Virginia Beach says rural home is no place for Buddhist center
By RICHARD QUINN, The Virginian-Pilot, September 4, 2007
VIRGINIA BEACH, Va. (USA) -- Is it a home? Or a house of worship? A four-acre ranch near the corner of Princess Anne and West Neck roads is both, and the ambiguity has created a face-off between religion and regulation in the rural fields of Pungo.
Meditative services were held there, then holiday celebrations. Cars pulled up often. Portable bathrooms were set up one weekend. One day, a tour bus showed up. Neighbors complained and, in January, master monk Thanh Cong Doan asked the city to allow the Buddhist Education Center of America Inc. to operate out of his home.
And so, at last week's City Council meeting, church met state.
"What it really comes down to... is does this council have the right to say nobody can come to visit people's homes?" Councilman Bob Dyer asked at the meeting. "Do we have the right?"
The answer was: yes, kind of.
Council acquiesced to services continuing at the home for 12 months. But it decided a religious use inside a single-family house in Pungo, the gateway to the city's rural neighborhoods, was inappropriate and urged Doan to find a new place to hold services.
Several council members said they were uncomfortable with Doan's original request to build a 6,000-square-foot pagoda on the front lawn. That idea was dropped when neighbors complained.
"As long as they're living there and doing typical residential things, that's absolutely acceptable," said Councilwoman Barbara Henley, who represents the rural Princess Anne district. " It's the organized services there that have triggered the need for the use permit."
The council approved the permit, temporarily, but the monks don't plan to move anytime soon.
They relocated last year, from Kempsville to Pungo. They now plan to spend the next year convincing residents and council members that they can be a good neighbor.
Through translator Abbie Tang, a producer at WAVY-TV, monks Chuc Thanh and Chuc Hoi said they will use the year to prove their services are quiet, meditative sessions.
Under the rules of their permit, they may hold services three hours on Sundays and three holidays a year. Crowd sizes are limited to 20 people on Sundays and 50 for holidays.
"The year is fine," Tang translated for the monks. "Within that year, at least they have the opportunity to change some minds. This is their work."
It won't be easy.
More than 100 neighbors signed a petition opposing the permit to pray. A half-dozen or so spoke out at council and Planning Commission hearings.

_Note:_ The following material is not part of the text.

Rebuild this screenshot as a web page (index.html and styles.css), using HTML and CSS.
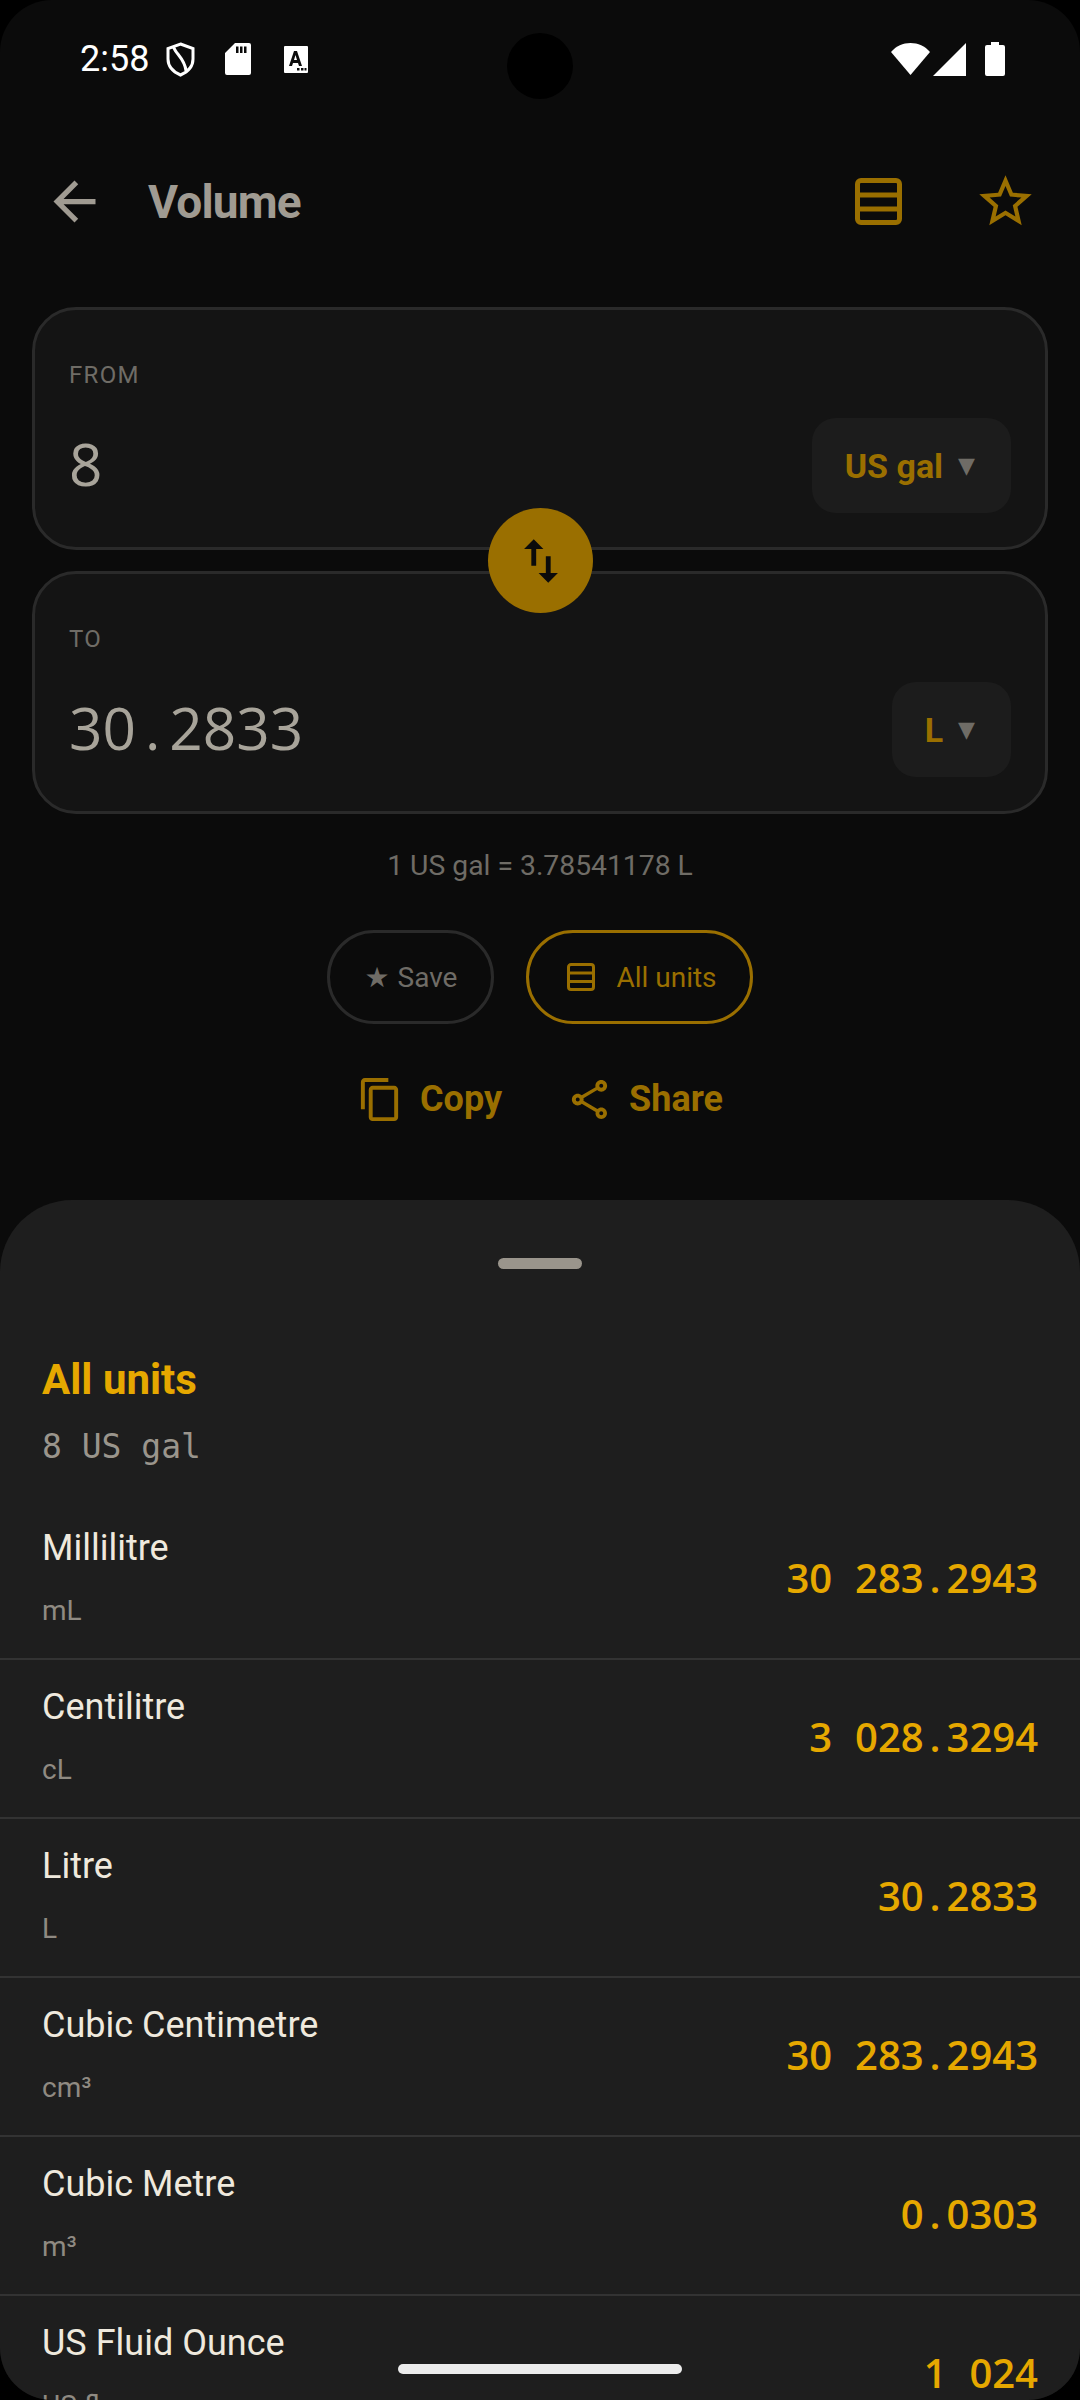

Elected officials struggled to balance freedom of religion against neighbors' rights to maintain a rural lifestyle. Both were viewed through the lens of the city's comprehensive planning document, which calls for Pungo and all lands south to remain an agricultural and residential district.
"We want it to be rural residential," said Dan Franken, a retired Navy captain and Doan's next-door neighbor.
"The fact that everyone is glomming onto religion is a red herring. It's a specious issue."
Not to Samantha Niezgoda, who also uses the Buddhist name Chuc Thanh Tam. Niezgoda thinks Doan may have been denied a full permit because his religion is not a more common, Christian, sect.
"Maybe that's the difference here," Niezgoda said, adding that more people gather for barbecues and Super Bowl parties than do for Doan's services.
Tariq Louka, an attorney for the monks, said he's spoken to a woman at the U.S. Department of Justice about the case. The official Louka talked to did not return phone calls last week from The Virginian-Pilot.
"It goes against what you're taught in fifth grade," Louka said while sipping tea with the monks.
"You have the freedom of religion, the freedom to assemble."
Louka said he will meet with Doan this week to decide what to do next. He said the monks could appeal the decision now or at the permit's expiration, arguing that it violates the federal Religious Land Use and Institutionalized Persons Act.
The 2000 law was crafted to protect religious freedom in the arenas of prison and land use, according to The Becket Fund for Religious Liberty.
Some thought the law could be a panacea for cases pitting religion against bureaucracy, said Robert O'Neil, director of The Thomas Jefferson Center for the Protection of Free Expression in Charlottesville.
But federal courts are divided on the law's application. The U.S. appeals court that covers Virginia cases hasn't weighed in with a decision on whether a city may require a use permit for a religious purpose, said Bill Macali, deputy city attorney.
"I always tell my church and state class fairly early," O'Neil said, "there is one sector in which you will all be surprised to learn how unsympathetic the jurisprudence is. And that's land use."
Virginia Beach City Council members had a closed-door briefing about the law before they voted on the monk's application.
In a later interview, Macali said the city is within its legal rights to require, and then deny, a use permit for a religious facility.
"Having people over to your house informally to talk about a common subject is one thing," he said.
"Having services, actual religious services, in your home ... would constitute a religious use, whether it's a church, synagogue or something like that. It's a fine line."